* Start *

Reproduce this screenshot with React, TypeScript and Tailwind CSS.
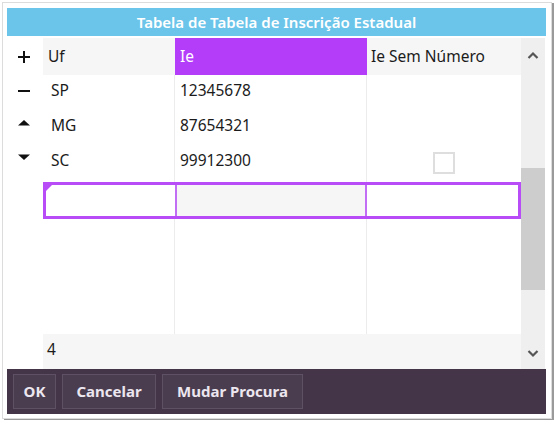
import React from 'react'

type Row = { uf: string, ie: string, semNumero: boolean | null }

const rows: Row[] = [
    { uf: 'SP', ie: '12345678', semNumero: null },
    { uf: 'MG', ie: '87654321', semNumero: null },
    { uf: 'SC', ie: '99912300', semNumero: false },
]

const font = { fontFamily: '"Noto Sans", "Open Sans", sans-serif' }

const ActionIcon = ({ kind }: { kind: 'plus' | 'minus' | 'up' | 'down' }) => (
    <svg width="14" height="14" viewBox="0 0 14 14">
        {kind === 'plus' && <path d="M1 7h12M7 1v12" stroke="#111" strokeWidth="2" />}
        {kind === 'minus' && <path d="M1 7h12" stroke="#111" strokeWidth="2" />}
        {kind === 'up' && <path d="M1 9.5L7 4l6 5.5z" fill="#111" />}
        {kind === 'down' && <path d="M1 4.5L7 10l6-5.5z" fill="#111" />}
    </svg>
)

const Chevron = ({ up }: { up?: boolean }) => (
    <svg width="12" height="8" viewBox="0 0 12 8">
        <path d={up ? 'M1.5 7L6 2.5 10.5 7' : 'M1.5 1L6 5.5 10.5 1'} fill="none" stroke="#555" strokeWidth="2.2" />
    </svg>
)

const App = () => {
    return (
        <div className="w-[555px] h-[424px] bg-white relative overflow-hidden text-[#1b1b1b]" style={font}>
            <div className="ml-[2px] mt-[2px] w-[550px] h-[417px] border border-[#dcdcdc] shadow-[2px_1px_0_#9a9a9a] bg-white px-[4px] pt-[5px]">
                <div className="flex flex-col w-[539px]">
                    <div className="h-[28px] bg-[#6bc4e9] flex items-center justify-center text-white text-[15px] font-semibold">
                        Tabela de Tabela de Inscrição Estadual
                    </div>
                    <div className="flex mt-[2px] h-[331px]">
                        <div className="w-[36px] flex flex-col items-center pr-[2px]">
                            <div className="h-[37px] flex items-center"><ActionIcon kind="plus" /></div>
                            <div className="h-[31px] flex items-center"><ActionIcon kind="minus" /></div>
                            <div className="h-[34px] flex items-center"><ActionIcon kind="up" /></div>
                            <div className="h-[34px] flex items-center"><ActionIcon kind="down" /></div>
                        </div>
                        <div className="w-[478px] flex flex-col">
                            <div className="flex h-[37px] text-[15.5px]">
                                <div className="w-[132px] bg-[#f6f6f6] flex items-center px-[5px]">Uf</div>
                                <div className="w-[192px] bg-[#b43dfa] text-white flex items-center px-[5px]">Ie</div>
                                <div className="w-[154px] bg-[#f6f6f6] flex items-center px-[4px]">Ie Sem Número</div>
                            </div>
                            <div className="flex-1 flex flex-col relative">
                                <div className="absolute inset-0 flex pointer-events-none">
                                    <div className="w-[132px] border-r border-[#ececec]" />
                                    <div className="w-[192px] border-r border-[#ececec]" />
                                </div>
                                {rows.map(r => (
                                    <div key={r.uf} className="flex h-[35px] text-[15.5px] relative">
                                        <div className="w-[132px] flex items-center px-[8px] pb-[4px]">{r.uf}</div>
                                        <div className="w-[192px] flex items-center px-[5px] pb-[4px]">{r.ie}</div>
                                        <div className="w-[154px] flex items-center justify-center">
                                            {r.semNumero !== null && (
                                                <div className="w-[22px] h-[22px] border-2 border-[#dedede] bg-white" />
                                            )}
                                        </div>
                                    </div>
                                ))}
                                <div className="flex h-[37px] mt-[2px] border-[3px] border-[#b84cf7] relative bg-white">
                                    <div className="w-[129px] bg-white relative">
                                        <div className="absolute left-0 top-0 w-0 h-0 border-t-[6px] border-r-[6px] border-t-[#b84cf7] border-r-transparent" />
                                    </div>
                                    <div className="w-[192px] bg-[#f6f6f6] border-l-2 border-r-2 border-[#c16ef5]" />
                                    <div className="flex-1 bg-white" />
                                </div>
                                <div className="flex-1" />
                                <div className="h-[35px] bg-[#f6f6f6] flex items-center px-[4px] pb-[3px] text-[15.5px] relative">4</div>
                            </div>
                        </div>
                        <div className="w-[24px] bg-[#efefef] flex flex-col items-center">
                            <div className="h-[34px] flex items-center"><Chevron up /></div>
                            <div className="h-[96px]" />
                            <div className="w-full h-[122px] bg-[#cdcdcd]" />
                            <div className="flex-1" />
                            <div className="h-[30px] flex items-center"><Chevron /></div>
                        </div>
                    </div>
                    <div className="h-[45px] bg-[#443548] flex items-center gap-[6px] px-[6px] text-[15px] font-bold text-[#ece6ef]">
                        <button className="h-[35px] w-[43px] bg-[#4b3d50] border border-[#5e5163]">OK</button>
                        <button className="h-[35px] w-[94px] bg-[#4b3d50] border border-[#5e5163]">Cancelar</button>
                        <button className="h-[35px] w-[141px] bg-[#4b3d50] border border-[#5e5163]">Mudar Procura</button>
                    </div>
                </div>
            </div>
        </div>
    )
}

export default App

* End *
* Start *

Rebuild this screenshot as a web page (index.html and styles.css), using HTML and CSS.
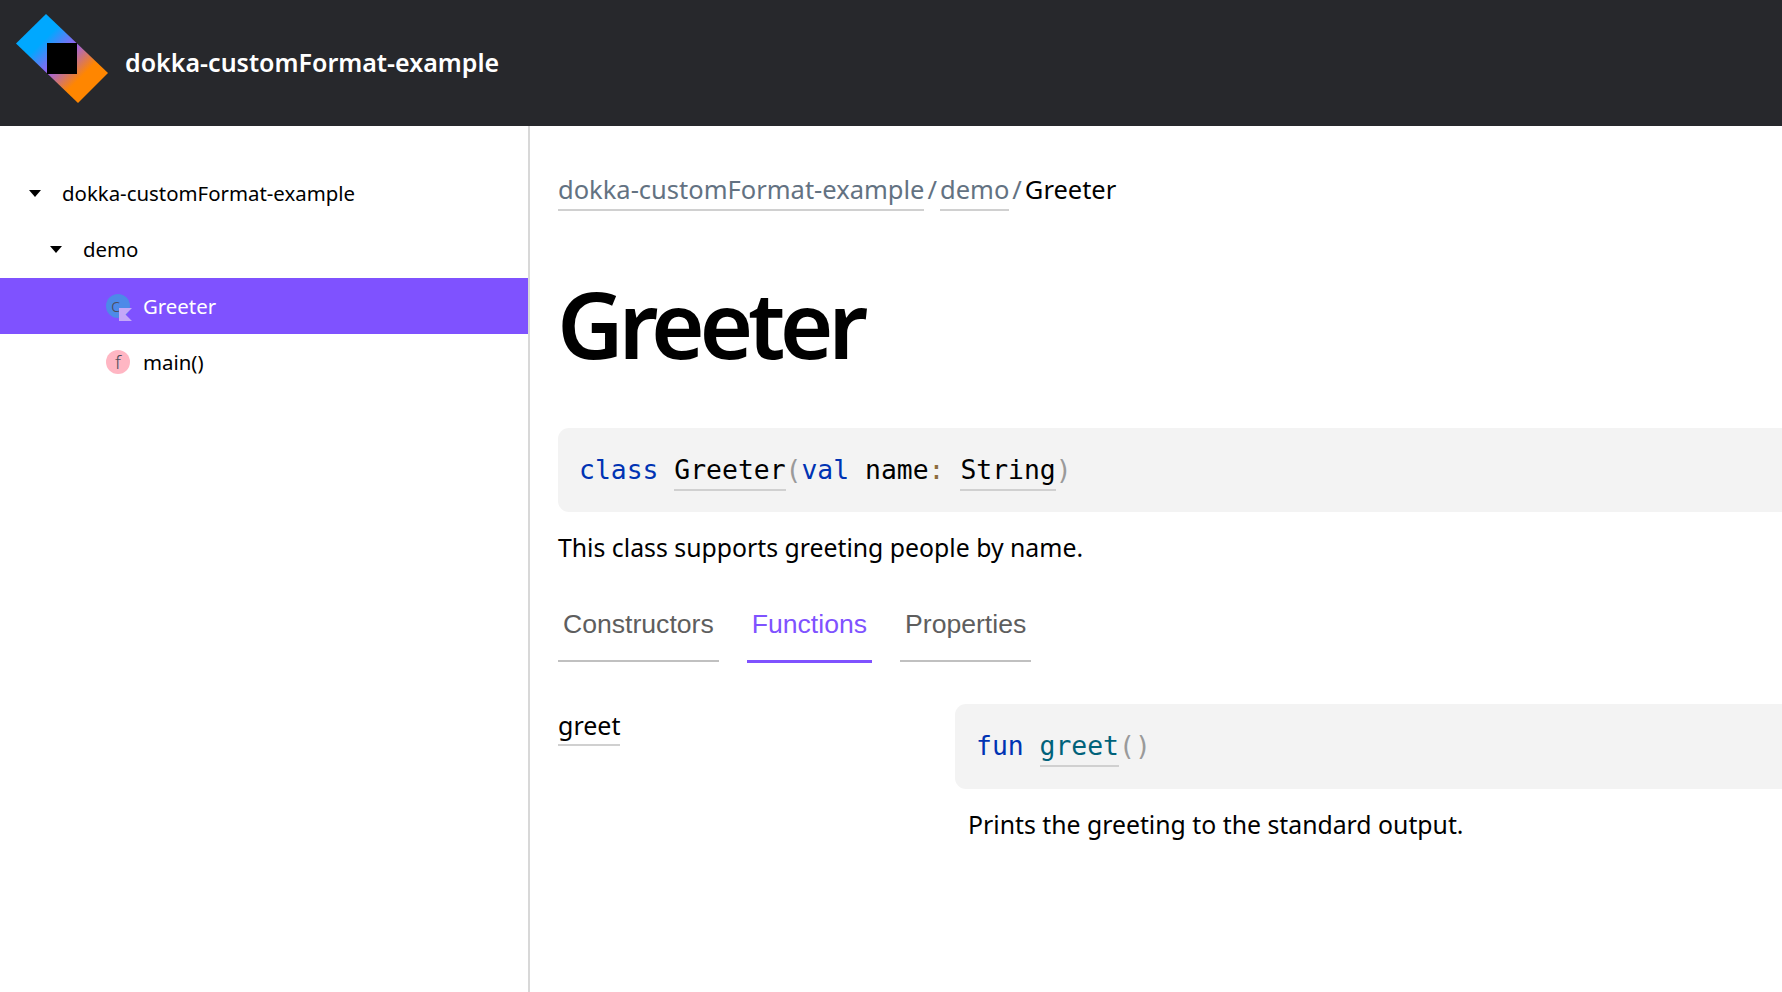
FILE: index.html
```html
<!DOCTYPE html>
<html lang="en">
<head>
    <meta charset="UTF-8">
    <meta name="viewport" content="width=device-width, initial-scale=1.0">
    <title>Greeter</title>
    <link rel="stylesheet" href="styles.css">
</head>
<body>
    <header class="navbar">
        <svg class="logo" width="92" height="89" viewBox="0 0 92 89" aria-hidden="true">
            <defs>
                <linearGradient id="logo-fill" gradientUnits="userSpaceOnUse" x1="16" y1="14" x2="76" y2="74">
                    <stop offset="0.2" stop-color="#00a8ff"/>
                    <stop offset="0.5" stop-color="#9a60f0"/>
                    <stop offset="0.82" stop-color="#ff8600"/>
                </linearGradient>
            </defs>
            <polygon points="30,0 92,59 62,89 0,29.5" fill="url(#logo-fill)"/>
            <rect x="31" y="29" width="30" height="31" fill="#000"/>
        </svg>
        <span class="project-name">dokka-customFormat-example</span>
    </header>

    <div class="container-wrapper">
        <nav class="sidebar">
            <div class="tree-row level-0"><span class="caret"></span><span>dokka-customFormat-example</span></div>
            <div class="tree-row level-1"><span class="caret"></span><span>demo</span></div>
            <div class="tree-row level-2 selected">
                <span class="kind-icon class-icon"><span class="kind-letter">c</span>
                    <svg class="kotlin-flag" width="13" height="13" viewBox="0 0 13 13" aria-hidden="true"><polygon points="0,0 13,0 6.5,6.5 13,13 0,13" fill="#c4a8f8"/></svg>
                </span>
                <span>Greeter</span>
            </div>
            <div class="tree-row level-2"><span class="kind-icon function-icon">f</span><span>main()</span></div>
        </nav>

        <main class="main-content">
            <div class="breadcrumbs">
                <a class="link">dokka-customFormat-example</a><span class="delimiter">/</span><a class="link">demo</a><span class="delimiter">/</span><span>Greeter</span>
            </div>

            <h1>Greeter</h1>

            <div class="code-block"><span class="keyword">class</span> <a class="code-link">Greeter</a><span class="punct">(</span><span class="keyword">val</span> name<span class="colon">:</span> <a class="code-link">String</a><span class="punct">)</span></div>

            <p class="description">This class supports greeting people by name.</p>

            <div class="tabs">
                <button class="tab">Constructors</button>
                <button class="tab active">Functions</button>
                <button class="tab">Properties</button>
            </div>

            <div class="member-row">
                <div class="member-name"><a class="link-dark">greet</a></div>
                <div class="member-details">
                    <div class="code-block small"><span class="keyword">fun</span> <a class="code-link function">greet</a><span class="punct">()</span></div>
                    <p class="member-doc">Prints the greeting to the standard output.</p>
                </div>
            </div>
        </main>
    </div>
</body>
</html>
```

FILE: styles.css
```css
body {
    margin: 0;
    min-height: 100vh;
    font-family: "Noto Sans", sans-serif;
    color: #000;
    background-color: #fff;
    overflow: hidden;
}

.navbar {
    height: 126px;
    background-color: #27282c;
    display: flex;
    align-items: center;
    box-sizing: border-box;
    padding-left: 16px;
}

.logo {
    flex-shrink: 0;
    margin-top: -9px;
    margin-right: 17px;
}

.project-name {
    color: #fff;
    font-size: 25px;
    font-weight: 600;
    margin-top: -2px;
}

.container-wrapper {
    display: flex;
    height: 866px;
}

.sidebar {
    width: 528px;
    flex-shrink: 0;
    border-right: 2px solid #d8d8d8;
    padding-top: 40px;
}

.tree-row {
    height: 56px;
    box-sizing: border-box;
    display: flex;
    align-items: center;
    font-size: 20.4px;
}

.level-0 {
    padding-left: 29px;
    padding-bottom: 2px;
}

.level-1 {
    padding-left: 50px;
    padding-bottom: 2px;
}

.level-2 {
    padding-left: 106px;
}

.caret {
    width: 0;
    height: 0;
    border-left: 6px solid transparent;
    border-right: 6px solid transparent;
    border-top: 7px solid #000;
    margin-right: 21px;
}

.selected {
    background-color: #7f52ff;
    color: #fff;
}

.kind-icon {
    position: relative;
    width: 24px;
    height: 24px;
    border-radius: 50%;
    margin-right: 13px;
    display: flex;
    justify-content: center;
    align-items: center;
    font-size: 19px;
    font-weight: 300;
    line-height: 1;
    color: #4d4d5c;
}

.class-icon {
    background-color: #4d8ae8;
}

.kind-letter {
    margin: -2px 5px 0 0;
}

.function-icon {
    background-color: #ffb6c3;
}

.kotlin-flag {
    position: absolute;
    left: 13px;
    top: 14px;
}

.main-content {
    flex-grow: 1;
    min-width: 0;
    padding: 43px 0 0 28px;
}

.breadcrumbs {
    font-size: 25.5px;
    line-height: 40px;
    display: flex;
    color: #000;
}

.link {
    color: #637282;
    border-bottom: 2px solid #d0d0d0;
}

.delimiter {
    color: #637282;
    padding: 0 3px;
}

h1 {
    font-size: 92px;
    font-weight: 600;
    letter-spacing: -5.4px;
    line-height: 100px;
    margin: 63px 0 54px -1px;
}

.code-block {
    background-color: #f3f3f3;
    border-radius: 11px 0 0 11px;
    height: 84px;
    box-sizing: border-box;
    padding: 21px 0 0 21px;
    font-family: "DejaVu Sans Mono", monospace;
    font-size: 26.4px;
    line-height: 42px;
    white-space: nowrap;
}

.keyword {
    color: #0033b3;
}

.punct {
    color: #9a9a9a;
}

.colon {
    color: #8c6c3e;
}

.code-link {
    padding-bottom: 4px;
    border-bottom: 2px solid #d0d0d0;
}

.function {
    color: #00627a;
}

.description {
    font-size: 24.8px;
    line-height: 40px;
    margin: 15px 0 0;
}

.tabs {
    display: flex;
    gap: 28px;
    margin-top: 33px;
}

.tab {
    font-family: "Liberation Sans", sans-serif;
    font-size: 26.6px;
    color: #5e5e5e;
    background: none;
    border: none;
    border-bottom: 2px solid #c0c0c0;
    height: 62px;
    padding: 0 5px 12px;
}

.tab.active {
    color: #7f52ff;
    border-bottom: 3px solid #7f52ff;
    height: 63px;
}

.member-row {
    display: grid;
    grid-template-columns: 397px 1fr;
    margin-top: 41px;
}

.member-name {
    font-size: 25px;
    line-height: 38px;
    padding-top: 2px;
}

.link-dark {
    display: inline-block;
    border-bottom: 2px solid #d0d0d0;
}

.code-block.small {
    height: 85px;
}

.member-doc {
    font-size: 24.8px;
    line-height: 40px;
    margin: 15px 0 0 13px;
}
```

* End *

Quote the lines above exactly, starting with the one that has "Reproduce this screenshot" and ending with the one that has "string, semNumero: boolean"; drop the pictures and include nothing else.

§ Output for this exercise
Reproduce this screenshot with React, TypeScript and Tailwind CSS.
import React from 'react'

type Row = { uf: string, ie: string, semNumero: boolean | null }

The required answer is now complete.